Bruce Bairnsfather – The Sword and The Bayonet

£650.00

1 in stock

Signed by the artist, Bruce Bairnsfather (lower left). Original wartime cartoon design for a newspaper or magazine 1939-45. Pencil, pen and ink and monochrome wash, on paper laid onto board. This drawing is to be sold as seen without a frame or mount and will be delivered in a conservation standard clear polyester cover.

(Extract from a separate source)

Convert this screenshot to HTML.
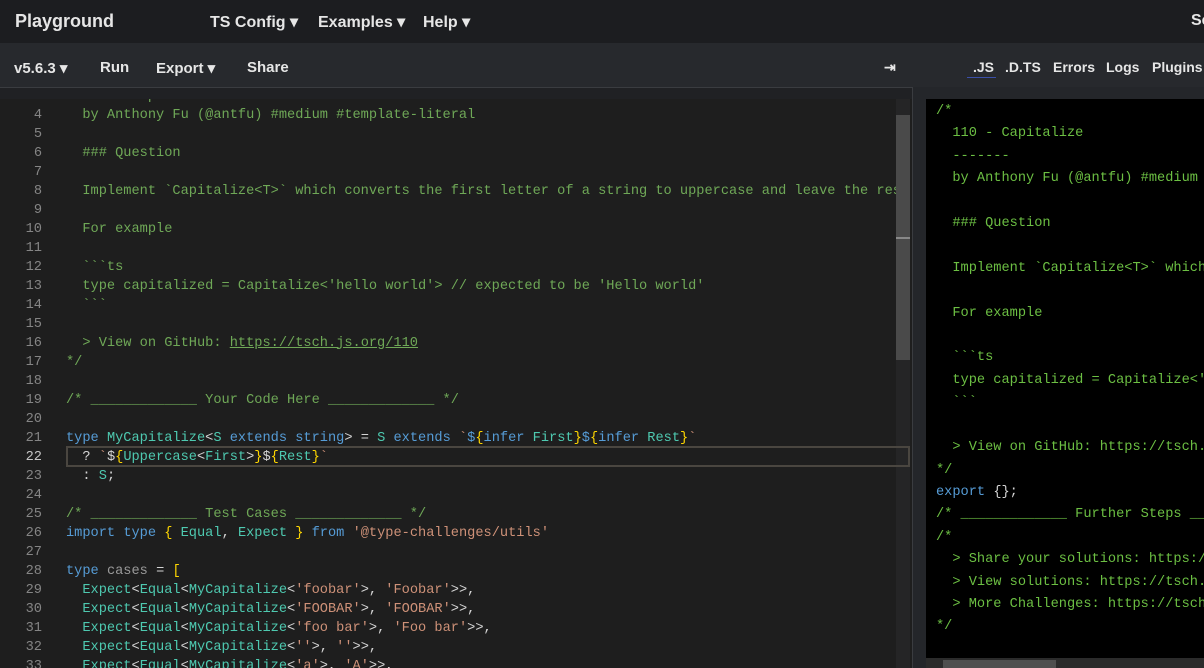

Sheet: 14 7/8 x 10 3/4 in. (37.7 x 27.3 cm.)

Description

Bruce Bairnsfather was one of the most prominent British cartoonists during World War I, thanks to his cartoon character ‘Old Bill’. The cartoons starred Old Bill, an elderly British “tommy” with a walrus mustache and pipe, as well as his pals Bert and Alf. The name also served as the origin of the slang name “The Bill” for the British police, since many officers had mustaches.

Brand

Bairnsfather, Bruce (1888-1959)

Captain Bruce Bairnsfather became world-famous during the First World War as creator of Old Bill, the walrus moustached old soldier who appeared in many of his “ Fragments from France” cartoons depicting life at the Front. Published weekly in “The Bystander” magazine from 1915 they caught the imagination of both the men on the front line, and their families back home. Bairnsfather became a household name and published volumes of his cartoons sold over a million copies. In 1916 he was transferred to the Intelligence Department of the War Office, and officially appointed “Officer Cartoonist,” touring the French, Italian and American armies in this capacity. But Bairnsfather was much more than a cartoonist, and in a career lasting over forty years was involved in a great many fields of entertainment. He was an accomplished author, playwright and lecturer, and in 1927 spent a year in Canada, directing a major motion picture, for which he had also written the screenplay. He appeared on the vaudeville stage in America, and in variety in England. In the 1920’s he was one of the first celebrities to be recorded talking on film in America, and a decade later took part in the early television broadcasts from Alexandra Palace. Between 1920 and 1950 Bairnsfather undertook eleven lecture tours of America and Canada. He lived almost permanently in New York from 1926 to 1932 and worked for many well-known American publications such as “ Life”, “ The New Yorker”, and “ Judge”. In the 1930’s he contributed to popular English magazines such as “ The Passing Show”, “ Illustrated”, “ John Bull” and the “ British Legion Journal”. With the outbreak of the Second World War, he introduced Old Bill’s son, Young Bill, and a film was made about the pair—”Old Bill & Son.” From 1942 to 1944 he was officially attached to the American Forces in Europe, firstly with the American Army in Northern Ireland, and then the USAF at Chelveston in the UK, where he was based 1943 to 1944. Captain Bruce Bairnsfather once described as “The Man who Won the War” and “the world’s greatest cartoonist” died on 29th September 1959 at the age of 72. In a career lasting forty-five years he had done an enormous number of different things, almost always accompanied by Old Bill, and almost sixty years after his death still has a large following among enthusiasts and collectors worldwide.